The organization seeks to accomplish three objectives: Protect children, provide help for the family in crisis, and reunite families at the appropriate time.  Since 2003, Safe Families for Children has facilitated more than 35,000 “hostings.”  That’s their word for a family taking in one or more children.  The average length of a stay is 45 days, and more than 90 percent of the children go back to their parents when they are in a better position to care for their children.  A majority of the children in Safe Families for Children program are under the age of five.  To date, more than 4,600 churches have been partners in the program. 

The Tisdale’s say it is a great, Christian-based alternative to foster care 

“There’s someone acting as a coach for Mom, and someone else who helps with things like shopping for work clothes and getting to appointments, she said. 

The Tisdales also have received much needed help with meals during the week, babysitting, and a variety of other needs.

“When we needed more clothes for the kids, and as we’ve run out of diapers, people brought them to our home,” Tisdale said. “So many people have come around this family to support them as they pursue stability.” 

Foster parents receive a stipend from the state, but volunteers with Safe Family do not.  But Tisdale says Safe Family allows more freedom to make routine decisions without the burden of a bureaucracy.  The focus remains the same in making sure the children’s parents can provide a safe home.  It’s “a warmer sort of help, community rather than systems,” Tisdale said. 

“Many realize that losing their kids is a real possibility if they don’t get help,” she writes. “I admire these parents who ask for help and entrust their children to others so they can get back on their feet and parent again.  

“The sort of community that Safe Families offers to these parents is a beautiful model for other organizations who are seeking to help and love the vulnerable within our communities,” she writes. 

She noted that foster care has its place, but Safe Families offers a hopeful alternative for families who are in crisis but are not to the point of losing their children.”   

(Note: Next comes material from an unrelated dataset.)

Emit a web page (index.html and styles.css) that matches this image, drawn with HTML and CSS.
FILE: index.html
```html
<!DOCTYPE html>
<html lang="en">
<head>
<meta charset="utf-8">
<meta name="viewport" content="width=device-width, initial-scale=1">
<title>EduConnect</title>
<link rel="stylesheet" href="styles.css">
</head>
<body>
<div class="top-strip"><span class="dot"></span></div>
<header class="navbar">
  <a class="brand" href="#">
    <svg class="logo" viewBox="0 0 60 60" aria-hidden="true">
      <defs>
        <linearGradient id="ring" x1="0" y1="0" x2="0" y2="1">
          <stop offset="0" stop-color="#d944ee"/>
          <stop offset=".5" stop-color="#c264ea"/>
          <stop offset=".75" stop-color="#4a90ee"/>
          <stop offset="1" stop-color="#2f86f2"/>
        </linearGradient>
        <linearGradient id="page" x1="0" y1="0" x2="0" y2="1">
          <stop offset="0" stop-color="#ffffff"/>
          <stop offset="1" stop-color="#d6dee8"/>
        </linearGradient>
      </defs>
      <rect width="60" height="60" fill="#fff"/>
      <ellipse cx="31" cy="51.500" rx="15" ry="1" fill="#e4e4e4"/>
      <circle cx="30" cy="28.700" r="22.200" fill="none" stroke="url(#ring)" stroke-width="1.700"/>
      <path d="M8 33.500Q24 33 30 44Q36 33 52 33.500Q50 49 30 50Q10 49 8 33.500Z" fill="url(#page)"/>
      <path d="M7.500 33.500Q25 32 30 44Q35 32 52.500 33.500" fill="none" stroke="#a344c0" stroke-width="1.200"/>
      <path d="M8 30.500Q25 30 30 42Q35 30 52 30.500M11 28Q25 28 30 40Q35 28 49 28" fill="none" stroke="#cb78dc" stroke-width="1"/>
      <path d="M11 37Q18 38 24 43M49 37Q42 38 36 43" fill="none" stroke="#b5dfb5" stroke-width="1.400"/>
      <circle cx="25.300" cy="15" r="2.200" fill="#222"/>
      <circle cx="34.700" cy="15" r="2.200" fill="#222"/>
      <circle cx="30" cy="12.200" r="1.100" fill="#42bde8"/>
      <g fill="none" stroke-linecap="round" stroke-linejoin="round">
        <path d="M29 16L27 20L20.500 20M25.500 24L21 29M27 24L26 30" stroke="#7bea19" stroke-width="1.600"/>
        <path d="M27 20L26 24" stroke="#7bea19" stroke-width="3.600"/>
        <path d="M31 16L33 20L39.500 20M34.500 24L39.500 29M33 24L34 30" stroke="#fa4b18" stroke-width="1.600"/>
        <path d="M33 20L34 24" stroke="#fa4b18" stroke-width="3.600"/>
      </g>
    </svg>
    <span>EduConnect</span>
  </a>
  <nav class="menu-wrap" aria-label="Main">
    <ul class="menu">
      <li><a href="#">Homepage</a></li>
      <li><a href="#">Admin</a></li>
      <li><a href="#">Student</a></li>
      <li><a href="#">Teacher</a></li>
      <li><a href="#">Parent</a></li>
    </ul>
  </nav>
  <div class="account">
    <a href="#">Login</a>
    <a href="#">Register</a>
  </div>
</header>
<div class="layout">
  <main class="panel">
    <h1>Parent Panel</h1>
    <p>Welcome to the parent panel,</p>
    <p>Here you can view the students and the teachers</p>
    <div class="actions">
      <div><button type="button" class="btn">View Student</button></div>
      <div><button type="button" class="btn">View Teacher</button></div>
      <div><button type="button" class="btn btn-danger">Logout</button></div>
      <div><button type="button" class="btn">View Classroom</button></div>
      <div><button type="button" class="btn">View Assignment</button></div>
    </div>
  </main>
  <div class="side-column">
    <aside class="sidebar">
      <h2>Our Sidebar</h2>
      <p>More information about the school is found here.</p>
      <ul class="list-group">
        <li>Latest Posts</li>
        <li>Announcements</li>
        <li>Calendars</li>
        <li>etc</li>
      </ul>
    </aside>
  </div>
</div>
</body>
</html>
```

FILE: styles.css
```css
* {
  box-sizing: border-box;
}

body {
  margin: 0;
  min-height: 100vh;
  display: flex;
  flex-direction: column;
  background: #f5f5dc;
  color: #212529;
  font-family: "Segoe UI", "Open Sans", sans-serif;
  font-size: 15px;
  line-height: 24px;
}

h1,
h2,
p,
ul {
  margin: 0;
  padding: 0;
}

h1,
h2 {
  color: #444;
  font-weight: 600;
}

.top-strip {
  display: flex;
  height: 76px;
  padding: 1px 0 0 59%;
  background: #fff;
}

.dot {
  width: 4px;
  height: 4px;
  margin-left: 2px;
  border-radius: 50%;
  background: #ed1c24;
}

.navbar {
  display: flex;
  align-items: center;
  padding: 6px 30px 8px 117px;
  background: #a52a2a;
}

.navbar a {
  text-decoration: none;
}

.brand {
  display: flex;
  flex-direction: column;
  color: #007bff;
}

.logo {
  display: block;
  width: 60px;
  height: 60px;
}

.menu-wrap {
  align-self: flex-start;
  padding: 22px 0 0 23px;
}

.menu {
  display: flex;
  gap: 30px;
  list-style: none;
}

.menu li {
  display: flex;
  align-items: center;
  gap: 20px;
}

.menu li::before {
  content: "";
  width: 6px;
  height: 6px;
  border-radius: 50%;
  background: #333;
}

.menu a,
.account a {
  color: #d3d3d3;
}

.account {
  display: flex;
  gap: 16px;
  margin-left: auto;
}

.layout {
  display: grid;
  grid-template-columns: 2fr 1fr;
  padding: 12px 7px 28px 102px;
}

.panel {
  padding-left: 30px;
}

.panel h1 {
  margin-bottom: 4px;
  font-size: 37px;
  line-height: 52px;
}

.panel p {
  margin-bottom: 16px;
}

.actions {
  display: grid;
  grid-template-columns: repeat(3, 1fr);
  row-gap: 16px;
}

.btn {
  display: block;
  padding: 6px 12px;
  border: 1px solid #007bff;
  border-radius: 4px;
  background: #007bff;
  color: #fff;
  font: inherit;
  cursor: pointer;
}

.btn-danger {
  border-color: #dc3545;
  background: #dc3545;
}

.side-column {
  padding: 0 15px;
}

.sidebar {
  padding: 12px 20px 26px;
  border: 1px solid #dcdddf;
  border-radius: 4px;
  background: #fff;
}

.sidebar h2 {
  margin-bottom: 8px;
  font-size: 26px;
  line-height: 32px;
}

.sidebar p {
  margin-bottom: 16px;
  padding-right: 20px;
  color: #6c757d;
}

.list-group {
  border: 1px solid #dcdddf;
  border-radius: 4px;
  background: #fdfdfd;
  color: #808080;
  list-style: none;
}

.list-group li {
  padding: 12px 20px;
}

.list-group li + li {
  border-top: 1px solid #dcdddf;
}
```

The children talk to their mother nearly every day, Tisdale said, and visits are scheduled anytime the parent sets them up. 

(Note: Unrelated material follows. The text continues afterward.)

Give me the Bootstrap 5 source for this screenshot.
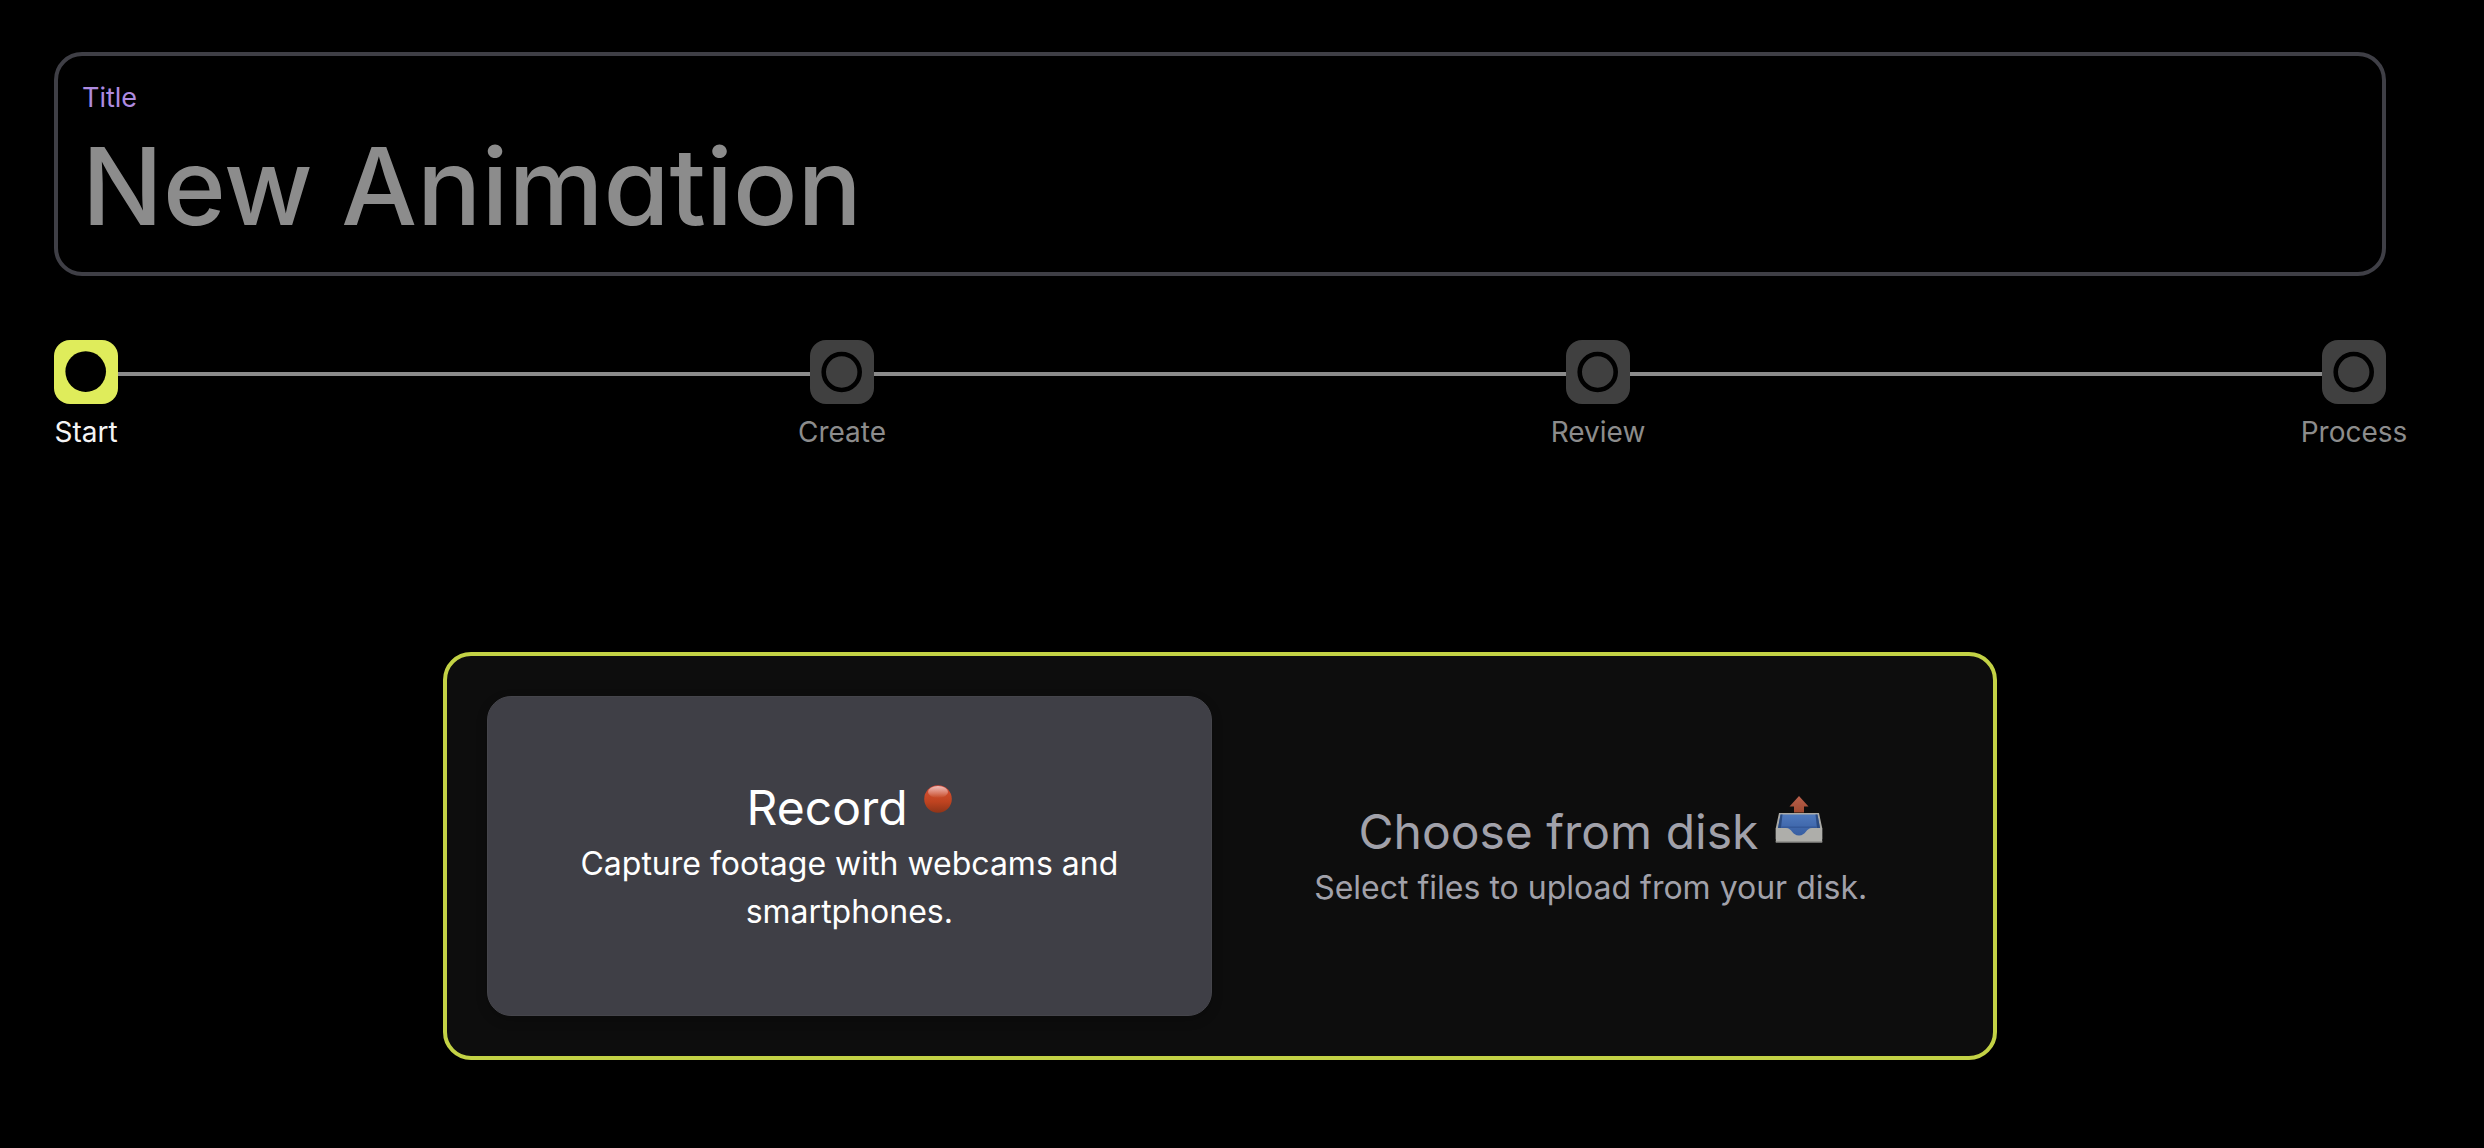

“And while we’ve been taking care of her kids, Mom’s been working on getting a job, figuring out more stable housing, and getting her kids into daycare so she can maintain her job once they return home to her,” Tisdale writes. “In all of that, this organization is supporting her.” 

And the kids seem to have responded better than those in the foster care system, Tisdale said.  

As foster parents, the couple “became very familiar with traumatized children and the ways trauma affects their behavior.” But Safe Families kids, she said, seem different. 

“There are no crazy tantrums or violent outbursts. They’re happy, normal toddlers,” Tisdale writes. “This is the difference I’m seeing between kids who are gently handed off by their mom, and kids who are taken away by social workers from a traumatic situation.” 

Yes. The first night of a new routine will probably always remain a challenge, but Tisdale said the anxiety didn’t seem to last long. The children will go back to their mother and because these kids weren’t removed, the mother sees the host family more as “allies.”  

“She knows we’ve come to love her kids,” Tisdale writes. “Like her children, she’s come to trust us.  

After they go home,” she writes, I hope we’ll be able to maintain a relationship with the children and continue to act as friends and supports for this family. This hosting may end, but relationships continue.”